What the exercise asks
Reproduce every line of the listing as written, apart from the pictures.
──────── Material ────────
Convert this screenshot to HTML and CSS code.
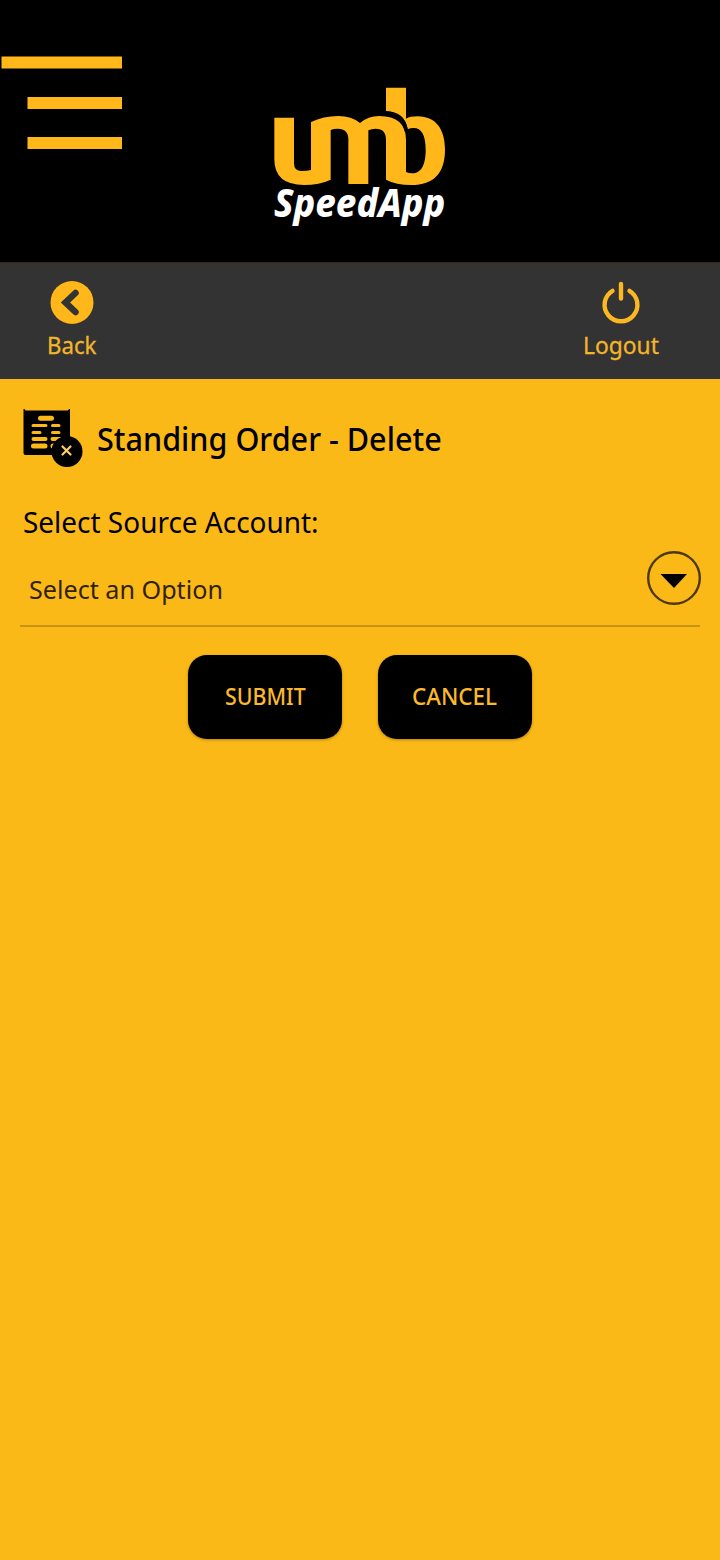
FILE: index.html
```html
<!DOCTYPE html>
<html lang="en">
<head>
<meta charset="utf-8">
<title>Standing Order - Delete</title>
<link rel="stylesheet" href="styles.css">
</head>
<body>
<header class="header">
  <svg class="menu" viewBox="0 0 124 96"><path d="M1.500 2.500h120.500v12H1.500zM27.500 43h94.500v12H27.500zM27.500 83h94.500v12H27.500z"/></svg>
  <svg class="logo" viewBox="0 0 600 480">
    <path class="gold" d="M43 113H102V250Q102 273 124 273Q142 273 153 270V126Q190 108 235 108Q275 108 300 129Q324 108 358 108Q438 108 438 180V276Q446 280 457 280C486 280 497 250 497 210C497 164 484 144 461 144Q450 144 443 148Q435 95 378 93V23H438V116Q450 109 473 109C529 109 555 150 555 209C555 278 522 315 454 315Q408 315 378 299V180Q378 146 347 146Q335 146 325 151V312H265V178Q265 146 233 146Q221 146 212 150V299Q178 315 132 315Q43 315 43 238Z"/>
    <path class="arc" d="M376 99Q431 102 439 154"/>
    <text class="brand" x="42" y="412" textLength="514" lengthAdjust="spacingAndGlyphs">SpeedApp</text>
  </svg>
</header>
<nav class="toolbar">
  <a class="tool">
    <svg class="tool-icon" viewBox="0 0 44 44"><circle class="gold" cx="22" cy="21.500" r="21.500"/><path class="chevron" d="M25.500 12L15.500 21.500L25.500 31"/></svg>
    <span class="tool-label back-label">Back</span>
  </a>
  <a class="tool">
    <svg class="tool-icon" viewBox="0 0 44 44"><path class="power" d="M13.500 9.800A16.400 16.400 0 1 0 30.500 9.800M22 3V17.500"/></svg>
    <span class="tool-label logout-label">Logout</span>
  </a>
</nav>
<main class="content">
  <div class="heading">
    <svg class="doc" viewBox="0 0 60 60">
      <path d="M.5 1H1.500L2.500 2.500H45L46 1H47V47H2.500Q.5 47 .5 45Z"/>
      <path class="page" d="M10 17.500H23M29.500 17.500H36M10 24.500H17M29.500 24.500H36"/>
      <path class="page medium" d="M10.500 31H22.500M29.500 31H37"/>
      <path class="page bold" d="M17.500 10.300H28.500M10.500 38H22M30 38H35"/>
      <circle cx="44" cy="43.500" r="15.500"/>
      <path class="cross" d="M39.500 38.500L47.500 46.500M47.500 38.500L39.500 46.500"/>
    </svg>
    <h1 class="title">Standing Order - Delete</h1>
  </div>
  <label class="label">Select Source Account:</label>
  <div class="select">
    <span class="value">Select an Option</span>
    <svg class="arrow" viewBox="0 0 56 56"><circle cx="28" cy="28" r="25.800"/><path d="M14.500 24H41L28 38Z"/></svg>
  </div>
  <div class="actions">
    <button class="button"><span class="submit">SUBMIT</span></button>
    <button class="button"><span class="cancel">CANCEL</span></button>
  </div>
</main>
</body>
</html>
```
FILE: styles.css
```css
* { box-sizing: border-box; }
body { margin: 0; min-height: 1560px; background: #fbb918; font-family: "Noto Sans", sans-serif; color: #000; }
.header { height: 262px; background: #000; display: flex; align-items: flex-start; }
.menu { width: 124px; height: 96px; margin-top: 54px; fill: #ffb719; }
.logo { width: 200px; height: 160px; margin: 80px 0 0 136px; }
.gold { fill: #ffb719; }
.arc { fill: none; stroke: #000; stroke-width: 11; }
.brand { font: italic 800 115px "Noto Sans", sans-serif; fill: #fff; }
.toolbar { height: 117px; background: #333; border-top: 1px solid #35280f; display: flex; justify-content: space-between; padding: 18px 49px 0 22px; }
.tool { width: 100px; display: flex; flex-direction: column; align-items: center; color: #f3b62b; }
.tool-icon { width: 44px; height: 44px; }
.chevron { fill: none; stroke: #333; stroke-width: 6.500; stroke-linecap: round; stroke-linejoin: miter; }
.power { fill: none; stroke: #fbb822; stroke-width: 4.400; stroke-linecap: round; }
.tool-label { font-size: 24px; line-height: 32px; margin-top: 4px; white-space: nowrap; -webkit-text-stroke: .3px #f3b62b; }
.back-label { transform: scaleX(.925); }
.logout-label { transform: scaleX(.95); }
.content { padding: 29px 20px 0; }
.heading { height: 60px; display: flex; align-items: center; padding-left: 3px; }
.doc { width: 60px; height: 60px; }
.cross { fill: none; stroke: #fbd06a; stroke-width: 2.200; stroke-linecap: round; }
.page { fill: none; stroke: #fbb918; stroke-width: 3; stroke-linecap: round; }
.medium { stroke-width: 4; }
.bold { stroke-width: 5; }
.title { margin: 2px 0 0 14px; font-size: 33px; line-height: 44px; font-weight: 500; white-space: nowrap; transform-origin: left; transform: scaleX(.926); }
.label { display: block; margin: 34px 0 0 3px; font-size: 29px; line-height: 40px; white-space: nowrap; transform-origin: left; transform: scaleX(.964); }
.select { height: 85px; border-bottom: 2px solid #c89217; display: flex; justify-content: space-between; padding-left: 9px; }
.value { font-size: 25.500px; line-height: 36px; margin-top: 29px; color: #30230a; white-space: nowrap; transform-origin: left; transform: scaleX(.986); }
.arrow { width: 56px; height: 56px; margin: 8px -2px 0 0; }
.arrow circle { fill: none; stroke: #4b370a; stroke-width: 2.400; }
.actions { display: flex; justify-content: center; gap: 36px; margin-top: 28px; }
.button { width: 154px; height: 84px; padding: 0 0 4px; border: 0; border-radius: 19px; background: #000; color: #fbb92b; font: 500 24px "Noto Sans", sans-serif; display: flex; align-items: center; justify-content: center; box-shadow: 0 1px 3px rgba(0,0,0,.3); }
.submit { transform: scaleX(.89); }
.cancel { transform: scaleX(.935); }
```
────────
Task answer
Convert this screenshot to HTML and CSS code.
FILE: index.html
```html
<!DOCTYPE html>
<html lang="en">
<head>
<meta charset="utf-8">
<title>Standing Order - Delete</title>
<link rel="stylesheet" href="styles.css">
</head>
<body>
<header class="header">
  <svg class="menu" viewBox="0 0 124 96"><path d="M1.500 2.500h120.500v12H1.500zM27.500 43h94.500v12H27.500zM27.500 83h94.500v12H27.500z"/></svg>
  <svg class="logo" viewBox="0 0 600 480">
    <path class="gold" d="M43 113H102V250Q102 273 124 273Q142 273 153 270V126Q190 108 235 108Q275 108 300 129Q324 108 358 108Q438 108 438 180V276Q446 280 457 280C486 280 497 250 497 210C497 164 484 144 461 144Q450 144 443 148Q435 95 378 93V23H438V116Q450 109 473 109C529 109 555 150 555 209C555 278 522 315 454 315Q408 315 378 299V180Q378 146 347 146Q335 146 325 151V312H265V178Q265 146 233 146Q221 146 212 150V299Q178 315 132 315Q43 315 43 238Z"/>
    <path class="arc" d="M376 99Q431 102 439 154"/>
    <text class="brand" x="42" y="412" textLength="514" lengthAdjust="spacingAndGlyphs">SpeedApp</text>
  </svg>
</header>
<nav class="toolbar">
  <a class="tool">
    <svg class="tool-icon" viewBox="0 0 44 44"><circle class="gold" cx="22" cy="21.500" r="21.500"/><path class="chevron" d="M25.500 12L15.500 21.500L25.500 31"/></svg>
    <span class="tool-label back-label">Back</span>
  </a>
  <a class="tool">
    <svg class="tool-icon" viewBox="0 0 44 44"><path class="power" d="M13.500 9.800A16.400 16.400 0 1 0 30.500 9.800M22 3V17.500"/></svg>
    <span class="tool-label logout-label">Logout</span>
  </a>
</nav>
<main class="content">
  <div class="heading">
    <svg class="doc" viewBox="0 0 60 60">
      <path d="M.5 1H1.500L2.500 2.500H45L46 1H47V47H2.500Q.5 47 .5 45Z"/>
      <path class="page" d="M10 17.500H23M29.500 17.500H36M10 24.500H17M29.500 24.500H36"/>
      <path class="page medium" d="M10.500 31H22.500M29.500 31H37"/>
      <path class="page bold" d="M17.500 10.300H28.500M10.500 38H22M30 38H35"/>
      <circle cx="44" cy="43.500" r="15.500"/>
      <path class="cross" d="M39.500 38.500L47.500 46.500M47.500 38.500L39.500 46.500"/>
    </svg>
    <h1 class="title">Standing Order - Delete</h1>
  </div>
  <label class="label">Select Source Account:</label>
  <div class="select">
    <span class="value">Select an Option</span>
    <svg class="arrow" viewBox="0 0 56 56"><circle cx="28" cy="28" r="25.800"/><path d="M14.500 24H41L28 38Z"/></svg>
  </div>
  <div class="actions">
    <button class="button"><span class="submit">SUBMIT</span></button>
    <button class="button"><span class="cancel">CANCEL</span></button>
  </div>
</main>
</body>
</html>
```
FILE: styles.css
```css
* { box-sizing: border-box; }
body { margin: 0; min-height: 1560px; background: #fbb918; font-family: "Noto Sans", sans-serif; color: #000; }
.header { height: 262px; background: #000; display: flex; align-items: flex-start; }
.menu { width: 124px; height: 96px; margin-top: 54px; fill: #ffb719; }
.logo { width: 200px; height: 160px; margin: 80px 0 0 136px; }
.gold { fill: #ffb719; }
.arc { fill: none; stroke: #000; stroke-width: 11; }
.brand { font: italic 800 115px "Noto Sans", sans-serif; fill: #fff; }
.toolbar { height: 117px; background: #333; border-top: 1px solid #35280f; display: flex; justify-content: space-between; padding: 18px 49px 0 22px; }
.tool { width: 100px; display: flex; flex-direction: column; align-items: center; color: #f3b62b; }
.tool-icon { width: 44px; height: 44px; }
.chevron { fill: none; stroke: #333; stroke-width: 6.500; stroke-linecap: round; stroke-linejoin: miter; }
.power { fill: none; stroke: #fbb822; stroke-width: 4.400; stroke-linecap: round; }
.tool-label { font-size: 24px; line-height: 32px; margin-top: 4px; white-space: nowrap; -webkit-text-stroke: .3px #f3b62b; }
.back-label { transform: scaleX(.925); }
.logout-label { transform: scaleX(.95); }
.content { padding: 29px 20px 0; }
.heading { height: 60px; display: flex; align-items: center; padding-left: 3px; }
.doc { width: 60px; height: 60px; }
.cross { fill: none; stroke: #fbd06a; stroke-width: 2.200; stroke-linecap: round; }
.page { fill: none; stroke: #fbb918; stroke-width: 3; stroke-linecap: round; }
.medium { stroke-width: 4; }
.bold { stroke-width: 5; }
.title { margin: 2px 0 0 14px; font-size: 33px; line-height: 44px; font-weight: 500; white-space: nowrap; transform-origin: left; transform: scaleX(.926); }
.label { display: block; margin: 34px 0 0 3px; font-size: 29px; line-height: 40px; white-space: nowrap; transform-origin: left; transform: scaleX(.964); }
.select { height: 85px; border-bottom: 2px solid #c89217; display: flex; justify-content: space-between; padding-left: 9px; }
.value { font-size: 25.500px; line-height: 36px; margin-top: 29px; color: #30230a; white-space: nowrap; transform-origin: left; transform: scaleX(.986); }
.arrow { width: 56px; height: 56px; margin: 8px -2px 0 0; }
.arrow circle { fill: none; stroke: #4b370a; stroke-width: 2.400; }
.actions { display: flex; justify-content: center; gap: 36px; margin-top: 28px; }
.button { width: 154px; height: 84px; padding: 0 0 4px; border: 0; border-radius: 19px; background: #000; color: #fbb92b; font: 500 24px "Noto Sans", sans-serif; display: flex; align-items: center; justify-content: center; box-shadow: 0 1px 3px rgba(0,0,0,.3); }
.submit { transform: scaleX(.89); }
.cancel { transform: scaleX(.935); }
```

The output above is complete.